State Health Minister Brad Hazzard announced the “unfortunate situation” on Wednesday morning, revealing a 45-year-old transport drive had tested positive.
“This gentleman drives vans, carrying international and other aircrew back and forth to the airport,” Mr Hazzard said.
Further genomic testing results are due within 48 hours, but initial results indicate the virus came from crew on an international plane that flew into NSW.
“We have a plausible hypothesis that this transmission may have originated from contact with international flight crew,” chief health officer Kerry Chant said.
“We need to do more work in this area, and we will be engaging the [airline] industry very shortly with how we can strengthen.”
The man is a driver for a transport company, Sydney Ground Transport, and ferries people to and from the airport. The company has temporarily halted operations while the case is investigated.
The infected worker is not thought to have driven any public vehicles such as taxis. Dr Chant said he had worn a mask while working.
He first noticed symptoms on Saturday, and was tested on Tuesday, Dr Chant said. Three of his household contacts have all tested negative for COVID.
Dr Chant said NSW Health was quickly tracing the man’s recent contacts and movements, including his attendance at a children’s soccer game last Friday.
Adults who attended the Forest Rangers FC, Little Rangers session at Gannons Part in Peakhurst between 4.30pm and 5.30pm on December 11 are considered casual contacts, and are urged to get tested immediately.
NSW had recorded no new cases up until 8pm Tuesday. The latest positive case was recorded at 7am Wednesday, and will officially be included in Thursday’s numbers.
NSW recorded no new locally acquired cases of COVID-19 in the 24 hours to 8pm last night.
Seven cases were reported in overseas travellers. This brings the total number of cases in NSW since the start of the pandemic to 4,468. pic.twitter.com/WuHXrLZUUI
— NSW Health (@NSWHealth) December 16, 2020
Mr Hazzard said NSW would “have to look more extensively at some of these issues” around airports and quarantine, and said the government’s “inclination” was that plane crew should have to follow stricter isolation measures when they arrive in Sydney.
Most international air crew have only a one to three-day turnaround in NSW before flying back out, and do not have to do the standard 14-day quarantine period for other international arrivals. However, Mr Hazzard said these rules might have to tighten.
“There’s a high variability in the approaches the airlines take themselves in testing and looking after their crews,” he said.
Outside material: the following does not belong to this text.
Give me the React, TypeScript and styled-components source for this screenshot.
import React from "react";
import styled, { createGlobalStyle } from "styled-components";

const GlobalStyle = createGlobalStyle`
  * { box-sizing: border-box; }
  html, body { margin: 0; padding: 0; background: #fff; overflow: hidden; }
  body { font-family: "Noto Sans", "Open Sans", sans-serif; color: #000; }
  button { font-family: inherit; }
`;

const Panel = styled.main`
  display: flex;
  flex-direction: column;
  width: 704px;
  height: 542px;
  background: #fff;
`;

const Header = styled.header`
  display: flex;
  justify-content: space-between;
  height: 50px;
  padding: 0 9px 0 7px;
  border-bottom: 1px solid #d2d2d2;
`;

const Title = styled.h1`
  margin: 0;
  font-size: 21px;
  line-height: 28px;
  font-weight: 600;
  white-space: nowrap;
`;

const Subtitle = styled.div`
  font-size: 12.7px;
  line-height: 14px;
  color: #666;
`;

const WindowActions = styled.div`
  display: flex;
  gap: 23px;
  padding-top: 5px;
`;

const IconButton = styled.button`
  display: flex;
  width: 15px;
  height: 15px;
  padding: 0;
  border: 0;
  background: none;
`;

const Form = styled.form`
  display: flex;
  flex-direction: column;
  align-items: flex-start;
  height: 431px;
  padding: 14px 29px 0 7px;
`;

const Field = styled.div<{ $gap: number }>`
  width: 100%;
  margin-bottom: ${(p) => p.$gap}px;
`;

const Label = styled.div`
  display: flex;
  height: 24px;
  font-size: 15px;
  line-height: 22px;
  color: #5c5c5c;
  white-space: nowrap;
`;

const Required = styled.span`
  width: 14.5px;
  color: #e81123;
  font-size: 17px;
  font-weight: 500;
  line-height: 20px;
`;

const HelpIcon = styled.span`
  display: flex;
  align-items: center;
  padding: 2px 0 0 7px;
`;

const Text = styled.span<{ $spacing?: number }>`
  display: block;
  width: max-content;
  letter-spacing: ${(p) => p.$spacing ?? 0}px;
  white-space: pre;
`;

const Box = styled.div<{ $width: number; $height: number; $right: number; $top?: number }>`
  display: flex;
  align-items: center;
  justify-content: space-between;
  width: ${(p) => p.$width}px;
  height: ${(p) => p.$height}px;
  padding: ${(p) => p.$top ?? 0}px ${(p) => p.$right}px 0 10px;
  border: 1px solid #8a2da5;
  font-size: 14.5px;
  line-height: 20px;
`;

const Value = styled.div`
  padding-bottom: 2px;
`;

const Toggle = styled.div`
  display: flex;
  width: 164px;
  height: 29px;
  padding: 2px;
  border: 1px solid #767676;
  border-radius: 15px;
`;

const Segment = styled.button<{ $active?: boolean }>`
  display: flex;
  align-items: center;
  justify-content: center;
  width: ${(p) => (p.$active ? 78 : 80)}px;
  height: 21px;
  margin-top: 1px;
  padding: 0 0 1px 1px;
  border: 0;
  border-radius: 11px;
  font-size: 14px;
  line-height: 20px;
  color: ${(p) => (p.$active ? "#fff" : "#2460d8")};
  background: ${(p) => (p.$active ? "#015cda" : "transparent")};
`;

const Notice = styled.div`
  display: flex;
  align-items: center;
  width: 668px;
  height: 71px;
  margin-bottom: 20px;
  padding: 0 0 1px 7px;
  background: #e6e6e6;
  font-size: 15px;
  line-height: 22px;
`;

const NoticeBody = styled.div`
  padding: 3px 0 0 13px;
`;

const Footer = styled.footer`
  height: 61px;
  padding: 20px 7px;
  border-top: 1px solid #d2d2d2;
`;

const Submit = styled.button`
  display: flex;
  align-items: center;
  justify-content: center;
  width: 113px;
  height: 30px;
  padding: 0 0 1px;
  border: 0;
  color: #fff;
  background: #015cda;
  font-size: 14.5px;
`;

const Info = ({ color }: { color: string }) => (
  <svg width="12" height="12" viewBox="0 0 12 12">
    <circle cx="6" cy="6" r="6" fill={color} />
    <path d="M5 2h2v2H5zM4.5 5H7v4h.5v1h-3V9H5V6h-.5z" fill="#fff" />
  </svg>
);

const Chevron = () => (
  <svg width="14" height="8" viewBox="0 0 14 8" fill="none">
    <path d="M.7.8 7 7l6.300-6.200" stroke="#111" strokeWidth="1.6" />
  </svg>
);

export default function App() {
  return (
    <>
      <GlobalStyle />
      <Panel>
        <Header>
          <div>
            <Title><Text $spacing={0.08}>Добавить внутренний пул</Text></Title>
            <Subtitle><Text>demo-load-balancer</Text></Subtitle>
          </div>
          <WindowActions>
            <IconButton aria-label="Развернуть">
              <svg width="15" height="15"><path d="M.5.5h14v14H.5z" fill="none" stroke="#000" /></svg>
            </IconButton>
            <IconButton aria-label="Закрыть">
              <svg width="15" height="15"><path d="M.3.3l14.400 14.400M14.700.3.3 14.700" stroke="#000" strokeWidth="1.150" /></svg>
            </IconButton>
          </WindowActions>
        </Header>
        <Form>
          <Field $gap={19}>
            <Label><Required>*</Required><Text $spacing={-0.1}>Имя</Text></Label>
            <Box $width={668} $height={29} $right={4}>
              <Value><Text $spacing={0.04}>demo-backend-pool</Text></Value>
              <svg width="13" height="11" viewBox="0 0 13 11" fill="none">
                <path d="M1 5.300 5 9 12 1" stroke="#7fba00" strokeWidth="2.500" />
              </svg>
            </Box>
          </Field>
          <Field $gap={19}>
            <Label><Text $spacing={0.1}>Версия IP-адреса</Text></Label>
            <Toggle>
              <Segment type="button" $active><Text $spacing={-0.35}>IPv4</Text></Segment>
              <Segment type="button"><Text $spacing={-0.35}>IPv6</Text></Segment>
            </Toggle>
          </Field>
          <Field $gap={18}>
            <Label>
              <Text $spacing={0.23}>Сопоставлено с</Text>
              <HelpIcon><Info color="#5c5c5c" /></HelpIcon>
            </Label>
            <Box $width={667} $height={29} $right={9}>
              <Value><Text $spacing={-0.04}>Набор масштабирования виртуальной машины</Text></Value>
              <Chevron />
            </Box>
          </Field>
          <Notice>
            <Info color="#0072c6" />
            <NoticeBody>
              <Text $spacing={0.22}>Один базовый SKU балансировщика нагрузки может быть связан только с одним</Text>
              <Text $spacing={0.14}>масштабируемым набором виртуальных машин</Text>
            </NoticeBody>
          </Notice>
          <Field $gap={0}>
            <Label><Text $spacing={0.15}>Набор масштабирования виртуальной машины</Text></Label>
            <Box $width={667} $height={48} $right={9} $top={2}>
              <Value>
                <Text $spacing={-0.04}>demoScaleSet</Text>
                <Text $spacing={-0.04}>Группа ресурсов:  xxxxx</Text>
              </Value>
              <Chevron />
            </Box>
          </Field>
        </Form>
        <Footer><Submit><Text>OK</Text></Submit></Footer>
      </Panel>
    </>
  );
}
“We don’t know what they actually do in their home countries. They don’t necessarily share all of that information with us.”
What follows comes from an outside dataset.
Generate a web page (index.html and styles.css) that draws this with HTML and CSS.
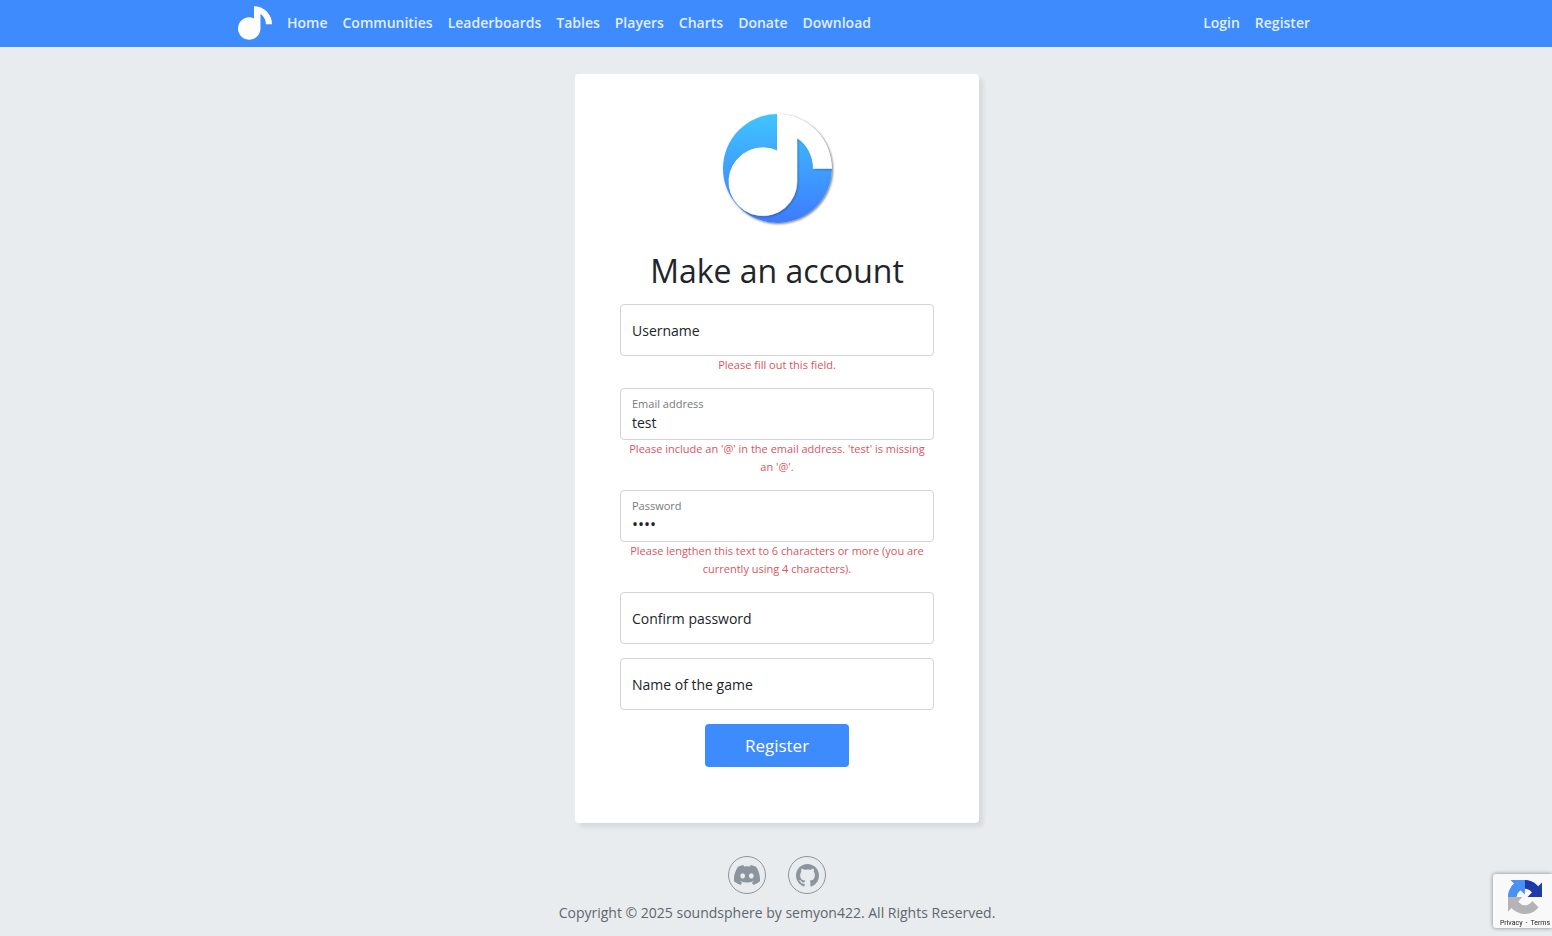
FILE: index.html
```html
<!DOCTYPE html>
<html lang="en">
<head>
<meta charset="utf-8">
<meta name="viewport" content="width=device-width, initial-scale=1">
<title>Register - soundsphere</title>
<link rel="stylesheet" href="styles.css">
</head>
<body>
<header class="navbar">
  <nav class="navbar-inner" aria-label="Main">
    <a class="brand" href="#" aria-label="soundsphere">
      <svg class="brand-icon" viewBox="0 0 103 102" aria-hidden="true">
        <path id="note" d="M48.500 0A54.500 54.500 0 0 1 103 54.500H84.500C84.500 42 78 30 68 24V68A34 34 0 1 1 48.500 37Z"/>
      </svg>
    </a>
    <a class="nav-link" href="#">Home</a>
    <a class="nav-link" href="#">Communities</a>
    <a class="nav-link" href="#">Leaderboards</a>
    <a class="nav-link" href="#">Tables</a>
    <a class="nav-link" href="#">Players</a>
    <a class="nav-link" href="#">Charts</a>
    <a class="nav-link" href="#">Donate</a>
    <a class="nav-link" href="#">Download</a>
    <div class="nav-account">
      <a class="nav-link" href="#">Login</a>
      <a class="nav-link" href="#">Register</a>
    </div>
  </nav>
</header>

<div class="page">
<main class="card">
  <svg class="logo" viewBox="0 0 116 116" aria-hidden="true">
    <defs>
      <linearGradient id="sky" x1="0" y1="0" x2="0" y2="1">
        <stop offset="0" stop-color="#40c4ff"/>
        <stop offset="1" stop-color="#3d7bff"/>
      </linearGradient>
      <clipPath id="disc"><circle cx="58.500" cy="57.500" r="54.500"/></clipPath>
      <mask id="cutout">
        <rect width="116" height="116" fill="#fff"/>
        <use href="#note" x="10" y="3" fill="#000" stroke="#000"/>
      </mask>
    </defs>
    <circle class="logo-disc" cx="58.500" cy="57.500" r="54.500" fill="#fff"/>
    <circle cx="58.500" cy="57.500" r="54.500" fill="url(#sky)" mask="url(#cutout)"/>
    <g clip-path="url(#disc)">
      <use class="logo-note" href="#note" x="10" y="3" fill="#fff"/>
    </g>
  </svg>
  <h1 class="title">Make an account</h1>
  <form class="form" novalidate>
    <div class="field">
      <div class="control">
        <input class="input" id="username" type="text" placeholder=" " required>
        <label class="label" for="username">Username</label>
      </div>
      <p class="error">Please fill out this field.</p>
    </div>
    <div class="field">
      <div class="control">
        <input class="input" id="email" type="email" placeholder=" " value="test">
        <label class="label" for="email">Email address</label>
      </div>
      <p class="error">Please include an '@' in the email address. 'test' is missing an '@'.</p>
    </div>
    <div class="field">
      <div class="control">
        <input class="input" id="password" type="password" placeholder=" " value="test">
        <label class="label" for="password">Password</label>
      </div>
      <p class="error">Please lengthen this text to 6 characters or more (you are currently using 4 characters).</p>
    </div>
    <div class="field">
      <div class="control">
        <input class="input" id="confirm" type="password" placeholder=" ">
        <label class="label" for="confirm">Confirm password</label>
      </div>
    </div>
    <div class="field">
      <div class="control">
        <input class="input" id="game" type="text" placeholder=" ">
        <label class="label" for="game">Name of the game</label>
      </div>
    </div>
    <button class="submit" type="submit">Register</button>
  </form>
</main>

<footer class="footer">
  <div class="social">
    <a class="social-link" href="#" aria-label="Discord">
      <svg class="icon-discord" viewBox="0 0 16 16" aria-hidden="true"><path fill="currentColor" d="M13.545 2.907a13.2 13.2 0 0 0-3.257-1.011.05.05 0 0 0-.052.025c-.141.25-.297.577-.406.833a12.200 12.200 0 0 0-3.658 0 8 8 0 0 0-.412-.833.05.05 0 0 0-.052-.025c-1.125.194-2.220.534-3.257 1.011a.04.04 0 0 0-.021.018C.356 6.024-.213 9.047.066 12.032q.003.022.021.037a13.300 13.300 0 0 0 3.995 2.020.05.05 0 0 0 .056-.019q.463-.63.818-1.329a.05.05 0 0 0-.010-.059l-.018-.011a9 9 0 0 1-1.248-.595.05.05 0 0 1-.020-.066l.015-.019q.127-.095.248-.195a.05.05 0 0 1 .051-.007c2.619 1.196 5.454 1.196 8.041 0a.05.05 0 0 1 .053.007q.121.1.248.195a.05.05 0 0 1-.004.085 8 8 0 0 1-1.249.594.05.05 0 0 0-.030.030.05.05 0 0 0 .003.041c.24.465.515.909.817 1.329a.05.05 0 0 0 .056.019 13.200 13.200 0 0 0 4.001-2.020.05.05 0 0 0 .021-.037c.334-3.451-.559-6.449-2.366-9.106a.03.03 0 0 0-.020-.019m-8.198 7.307c-.789 0-1.438-.724-1.438-1.612s.637-1.613 1.438-1.613c.807 0 1.450.73 1.438 1.613 0 .888-.637 1.612-1.438 1.612m5.316 0c-.788 0-1.438-.724-1.438-1.612s.637-1.613 1.438-1.613c.807 0 1.451.73 1.438 1.613 0 .888-.631 1.612-1.438 1.612"/></svg>
    </a>
    <a class="social-link" href="#" aria-label="GitHub">
      <svg class="icon-github" viewBox="0 0 16 16" aria-hidden="true"><path fill="currentColor" d="M8 0C3.580 0 0 3.580 0 8c0 3.540 2.290 6.530 5.470 7.590.4.070.55-.17.55-.38 0-.19-.010-.82-.010-1.490-2.010.37-2.530-.49-2.690-.94-.090-.23-.48-.94-.82-1.130-.28-.15-.68-.52-.010-.53.63-.010 1.080.58 1.230.82.72 1.210 1.870.87 2.330.66.070-.52.28-.87.51-1.070-1.780-.2-3.640-.89-3.640-3.950 0-.87.31-1.590.82-2.150-.080-.2-.36-1.020.080-2.120 0 0 .67-.21 2.200.82.64-.18 1.320-.27 2-.27s1.360.090 2 .27c1.530-1.040 2.200-.82 2.200-.82.44 1.100.16 1.920.080 2.120.51.56.82 1.270.82 2.150 0 3.070-1.870 3.750-3.650 3.950.29.25.54.73.54 1.480 0 1.070-.010 1.930-.010 2.200 0 .21.15.46.55.38A8.010 8.010 0 0 0 16 8c0-4.420-3.580-8-8-8"/></svg>
    </a>
  </div>
  <p class="copyright">Copyright © 2025 soundsphere by semyon422. All Rights Reserved.</p>
</footer>
</div>

<aside class="badge" aria-label="reCAPTCHA">
  <svg class="badge-icon" viewBox="0 0 64 64" aria-hidden="true">
    <path fill="#1c3aa9" d="M64 31.955l-.033-1.370V4.687l-7.160 7.160C50.948 4.674 42.033.093 32.050.093c-10.400 0-19.622 4.960-25.458 12.640l11.736 11.860a15.550 15.550 0 0 1 4.754-5.334c2.050-1.600 4.952-2.906 8.968-2.906.485 0 .86.057 1.135.163 4.976.393 9.288 3.140 11.828 7.124l-8.307 8.307L64 31.953"/>
    <path fill="#4a90f5" d="M31.862.094l-1.370.033H4.594l7.160 7.160C4.580 13.147 0 22.060 0 32.046c0 10.400 4.960 19.622 12.640 25.458L24.500 45.768a15.550 15.550 0 0 1-5.334-4.754c-1.600-2.050-2.906-4.952-2.906-8.968 0-.485.057-.86.163-1.135.393-4.976 3.140-9.288 7.124-11.828l8.307 8.307L31.860.095"/>
    <path fill="#b4b4b4" d="M.001 32.045l.033 1.370v25.898l7.160-7.160c5.860 7.173 14.774 11.754 24.760 11.754 10.400 0 19.622-4.960 25.458-12.640l-11.736-11.860a15.550 15.550 0 0 1-4.754 5.334c-2.050 1.600-4.952 2.906-8.968 2.906-.485 0-.86-.057-1.135-.163-4.976-.393-9.288-3.140-11.828-7.124l8.307-8.307c-10.522.040-22.400.066-27.295-.005"/>
  </svg>
  <div class="badge-links"><a href="#">Privacy</a><span>-</span><a href="#">Terms</a></div>
</aside>
</body>
</html>
```
FILE: styles.css
```css
*, *::before, *::after { box-sizing: border-box; }

body {
  margin: 0;
  background: #e8ecef;
  color: #212529;
  font-family: "Open Sans", "Noto Sans", sans-serif;
  font-size: 14px;
  line-height: 22px;
}

a { color: inherit; text-decoration: none; }

.navbar { background: #3d8bfd; }

.navbar-inner {
  display: flex;
  align-items: center;
  gap: 15px;
  max-width: 1080px;
  min-height: 47px;
  margin: 0 auto;
  padding: 0 6px 2px 2px;
}

.brand { display: flex; }
.brand-icon { width: 34px; height: 34px; fill: #fff; }

.nav-link { color: #e2eeff; font-weight: 600; }
.nav-account { display: flex; gap: 15px; margin-left: auto; }

.page { padding-left: 2px; }

.card {
  display: flex;
  flex-direction: column;
  align-items: center;
  max-width: 404px;
  margin: 27px auto 0;
  padding: 37px 45px 56px;
  background: #fff;
  border-radius: 4px;
  box-shadow: 4px 4px 4px rgba(0, 0, 0, 0.08);
}

.logo { width: 116px; height: 116px; overflow: visible; }
.logo-disc { filter: drop-shadow(1px 1px 1px rgba(0, 0, 0, 0.5)); }
.logo-note { filter: drop-shadow(1px 1px 1px rgba(0, 0, 0, 0.3)); }

.title {
  margin: 22px 0 12px;
  font-size: 32px;
  font-weight: 400;
  line-height: 43px;
}

.form {
  display: flex;
  flex-direction: column;
  align-items: center;
  gap: 14px;
  width: 100%;
}

.field { width: 100%; }
.control { position: relative; }

.input {
  display: block;
  width: 100%;
  height: 52px;
  padding: 18px 11px 2px;
  border: 1px solid #ced4da;
  border-radius: 4px;
  background: #fff;
  color: #212529;
  font: inherit;
  outline: 0;
}

.input[type="password"] { font-size: 16px; }

.label {
  position: absolute;
  top: 16px;
  left: 12px;
  pointer-events: none;
}

.input:not(:placeholder-shown) + .label {
  top: 5px;
  color: #777a7d;
  font-size: 11px;
}

.error {
  margin: 0;
  padding: 0 4px;
  color: #dc5460;
  font-size: 11px;
  line-height: 18px;
  text-align: center;
}

.submit {
  min-width: 144px;
  height: 43px;
  border: 0;
  border-radius: 4px;
  background: #3d8bfd;
  color: #fff;
  font: inherit;
  font-size: 17px;
}

.footer { padding: 33px 0 8px; text-align: center; color: #5f666d; }

.social {
  display: flex;
  justify-content: center;
  gap: 22px;
  color: #8c959d;
}

.social-link {
  display: flex;
  align-items: center;
  justify-content: center;
  width: 38px;
  height: 38px;
  border: 1px solid #8c959d;
  border-radius: 50%;
}

.icon-discord { width: 26px; height: 26px; }
.icon-github { width: 23px; height: 23px; }

.copyright { margin: 8px 0 0; }

.badge {
  position: fixed;
  right: 0;
  bottom: 8px;
  display: flex;
  flex-direction: column;
  align-items: center;
  width: 59px;
  height: 54px;
  padding: 6px 0 0 5px;
  border-radius: 3px 0 0 3px;
  background: #f9f9f9;
  box-shadow: 0 0 4px #808080;
}

.badge-icon { flex-shrink: 0; width: 34px; height: 34px; }

.badge-links {
  display: flex;
  gap: 3px;
  padding-top: 4px;
  font-family: Roboto, sans-serif;
  font-size: 7px;
  line-height: 10px;
}
```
When asked if NSW should do wider mandatory testing of workers connected to international arrivals, not just hotel workers, Dr Chant said NSW authorities were hesitant to do that – noting the physical and potentially psychological effects of repeated testing.
“You can imagine if you are required to do that on a regular basis, that may cause you anxiety, and also causes nosebleed and has caused some irritation,” she said.
“We have developed our saliva test, which gives us greater operational flexibility for surveillance purposes at this time.”